Tony Jaye "TJ" Tucker Jr.
- Tucker DE #90 playing for Pitt

Profile
- Position: Defensive end

Personal information
- Born: February 18, 1989 (age 37) Maryland, U.S.
- Listed height: 6 ft 3 in (1.91 m)

Career information
- High school: St. John's College HS (Washington, D.C.)
- College: Pittsburgh
- NFL draft: 2011

Career history
- University of Pittsburgh, Prairie View Panthers of Texas (2010, 2011); Lehigh Valley Steelhawks; Cedar Rapid Titans (end of 2012); Washington Warriors (2015); Rivals Professional League (2017);

= Tony Tucker (American football) =

American football player (born 1989)

Tony J. Tucker Jr. (born February 18, 1989) is an American former defensive end football player.

==Early life==
Tony (TJ) Tucker Jr. has played the game of football all his life. He set his goal at a very young age to make it to the NFL by charting all his goals on poster board. He began playing football at the young age of 6 for the youth Boys and Girls Club the Falcons of Hyattsville and the Bowie Bulldogs, both teams out of Maryland. He always had to play with older kids out of his age range due to his huge size.

While at St. John's College High School, Tony played as a two-year, two-way starter at defensive end and tight end. Tony worked hard to achieve his charted poster-board goals. Under the coaching leadership of Joe Patterson, he became one of the most heavily recruited prospects in the Washington, D.C. area. Tony was selected in the Washington Catholic Athletic Conference (WCAC) All League. Other noted honors include the Washington Post All-Metropolitan First Team. Tony was honored with the highest football award, the Mush Dobofsky Award, at St. John's College High School.

Regarded as a four-star recruit by Rivals.com, Tucker was rated as the District of Columbia's No. 3 prospect and the nation's No. 11 weak-side defensive end. Tucker was rated the nation's No. 24 defensive end by Scout.com. Tucker was rated the No. 8 prospect by sports magazine Super Prep in 2007. He made the George Michael Golden 11.

In 2007, Tony was highly recruited from the DC Metropolitan area by over 35 college teams, including such schools as Virginia Tech, Georgia Tech, Clemson, Ohio, and North Carolina. Following his high school career, Tucker participated in the 2007 East-West All American Game.

==University of Pittsburgh career==
National-caliber defensive end announced his commitment to Pitt on January 6 at the all-star game via ESPNU...legendary Pitt defensive end Hugh Green (1977–80) was an East assistant coach.

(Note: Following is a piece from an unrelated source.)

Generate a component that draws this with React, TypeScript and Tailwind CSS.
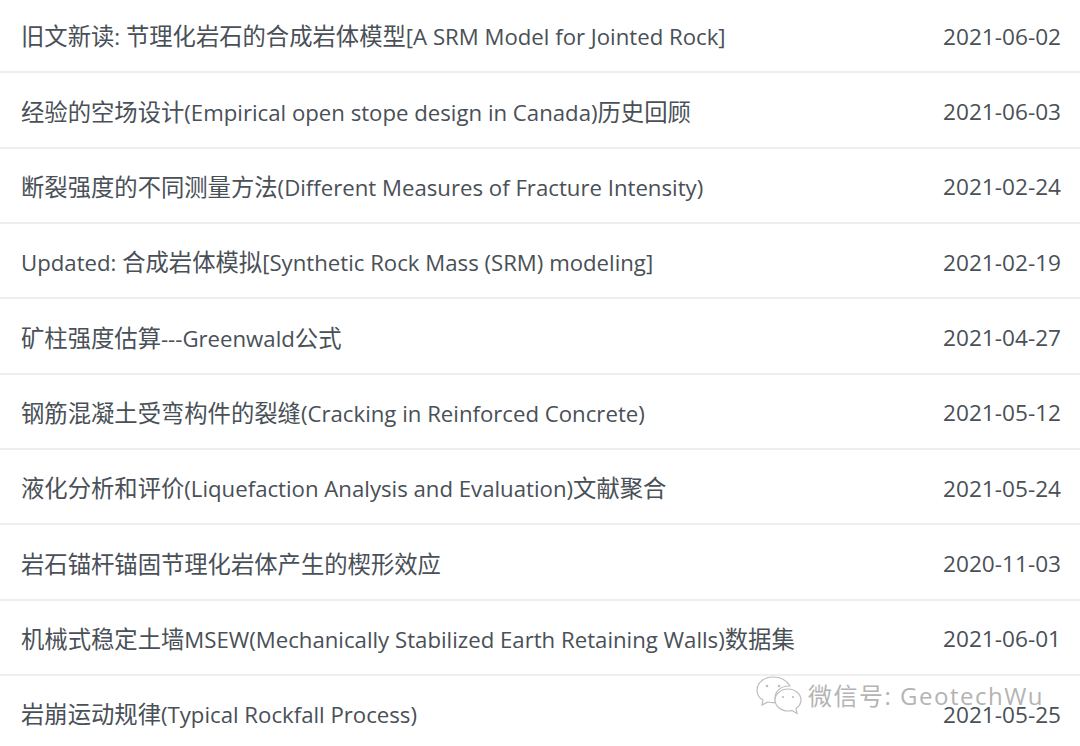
const rows = [
  ['旧文新读: 节理化岩石的合成岩体模型[A SRM Model for Jointed Rock]', '2021-06-02'],
  ['经验的空场设计(Empirical open stope design in Canada)历史回顾', '2021-06-03'],
  ['断裂强度的不同测量方法(Different Measures of Fracture Intensity)', '2021-02-24'],
  ['Updated: 合成岩体模拟[Synthetic Rock Mass (SRM) modeling]', '2021-02-19'],
  ['矿柱强度估算---Greenwald公式', '2021-04-27'],
  ['钢筋混凝土受弯构件的裂缝(Cracking in Reinforced Concrete)', '2021-05-12'],
  ['液化分析和评价(Liquefaction Analysis and Evaluation)文献聚合', '2021-05-24'],
  ['岩石锚杆锚固节理化岩体产生的楔形效应', '2020-11-03'],
  ['机械式稳定土墙MSEW(Mechanically Stabilized Earth Retaining Walls)数据集', '2021-06-01'],
  ['岩崩运动规律(Typical Rockfall Process)', '2021-05-25'],
];

// the Chinese runs sit a little larger than the Latin ones in the picture
function Title({ text }: { text: string }) {
  const parts = text.split(/([\u4e00-\u9fff]+)/).filter(Boolean);
  return (
    <span className="whitespace-nowrap text-[22.2px]">
      {parts.map((part, i) =>
        /[\u4e00-\u9fff]/.test(part) ? (
          <span key={i} className="text-[23.33px]">{part}</span>
        ) : (
          <span key={i}>{part}</span>
        ),
      )}
    </span>
  );
}

function Watermark() {
  return (
    <div className="absolute left-[756px] top-[676px] flex items-center gap-[6px] text-[#b4b4b4]">
      <svg width="46" height="40" viewBox="0 0 46 40" fill="#ffffff" stroke="#bdbdbd" strokeWidth="1.2">
        <path d="M17 1C8 1 1 7 1 14c0 4 2 8 6 10l-1 5 6-3c2 .5 3 .7 5 .7 1 0 2 0 3-.2-.6-1.500-1-3-1-4.500 0-7 6-12 14-12h1C31 5 25 1 17 1z" />
        <path d="M45 24c0-6-6-11-13-11s-13 5-13 11 6 11 13 11c1.500 0 3-.2 4-.6l5 3-1-5c3-2 5-5 5-8.400z" />
        <circle cx="11" cy="10" r="1.300" fill="#bdbdbd" stroke="none" />
        <circle cx="23" cy="10" r="1.300" fill="#bdbdbd" stroke="none" />
        <circle cx="27" cy="21" r="1.100" fill="#bdbdbd" stroke="none" />
        <circle cx="37" cy="21" r="1.100" fill="#bdbdbd" stroke="none" />
      </svg>
      <span className="whitespace-nowrap text-[24px] tracking-[1.5px] [text-shadow:1px_1px_0_#ffffff]">微信号: GeotechWu</span>
    </div>
  );
}

export default function App() {
  return (
    <div className="relative h-[746px] w-[1080px] overflow-hidden bg-white text-[#495057] [font-family:'Open_Sans','Noto_Sans_CJK_SC',sans-serif]">
      <Watermark />
      <ul className="relative -mt-[2px]">
        {rows.map(([title, date]) => (
          <li key={date} className="flex h-[75.35px] items-center justify-between border-b-2 border-[#eeeeee] pl-[21px] pr-[19px] pt-[4px] last:border-transparent">
            <Title text={title} />
            <span className="whitespace-nowrap text-[22.6px]">{date}</span>
          </li>
        ))}
      </ul>
    </div>
  );
}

2007: One of the most heavily recruited players in the Washington D.C. area in defensive lineman Tony Tucker, who earned PrepStar College Recruiting All-America honors. Tucker was red-shirted by Coach Dave Wannstedt on his freshman year at Pitt. The following year, Tony was slowly rotated into the game with his teammate Jabaal Sheard. Tucker helped his team by making key plays that brought major wins.

Speedy defensive end who will be a significant member of Pitt's defensive line rotation... lettered last year in a reserve role...very effective with his hands and could emerge as one of the Panthers' top pass rushers
— Scout reporter

2008: During the upset of Pitt over Iowa, Coach Wannstedt played Tucker in each game as a top reserve at defensive end. Tony had four tackles, one sack and one forced fumble on the year. Tucker was noted for helping to clinch the Iowa victory with a pair of key plays on Iowa's final possession. He had a two-yard sack and then, on the next play, forced a fumble that was recovered by teammate Greg Romeus with 50 seconds left. Tucker was placed on the 2008 Big East All-Freshmen team

In 2009, Tucker was hit hard by the decision of leaving his highly respected Pitt team as the news of his mother's car accident. Tony was faced with no other option but to leave the University of Pittsburgh. Tony left Pitt to help take care of his mother. Shortly afterwards, Tony made attempts to attend the University of Maryland at his father's request, but academic requirements were not completely met and Tony was not allowed to play. Tucker then attend Prairie View A&M University.

==Professional career==
In 2011, the 2011 NFL lockout blocked Tucker's entrance into the NFL. During the draft process the New Orleans Saints, Green Bay Packers, and Philadelphia Eagles expressed interest up until the NFL lockout. Tucker was soon made an offer to play indoor football for the Lehigh Valley Steelhawks and the Cedar Rapids Titans. He continued his education as a student studying criminal justice at Kirkwood Community College.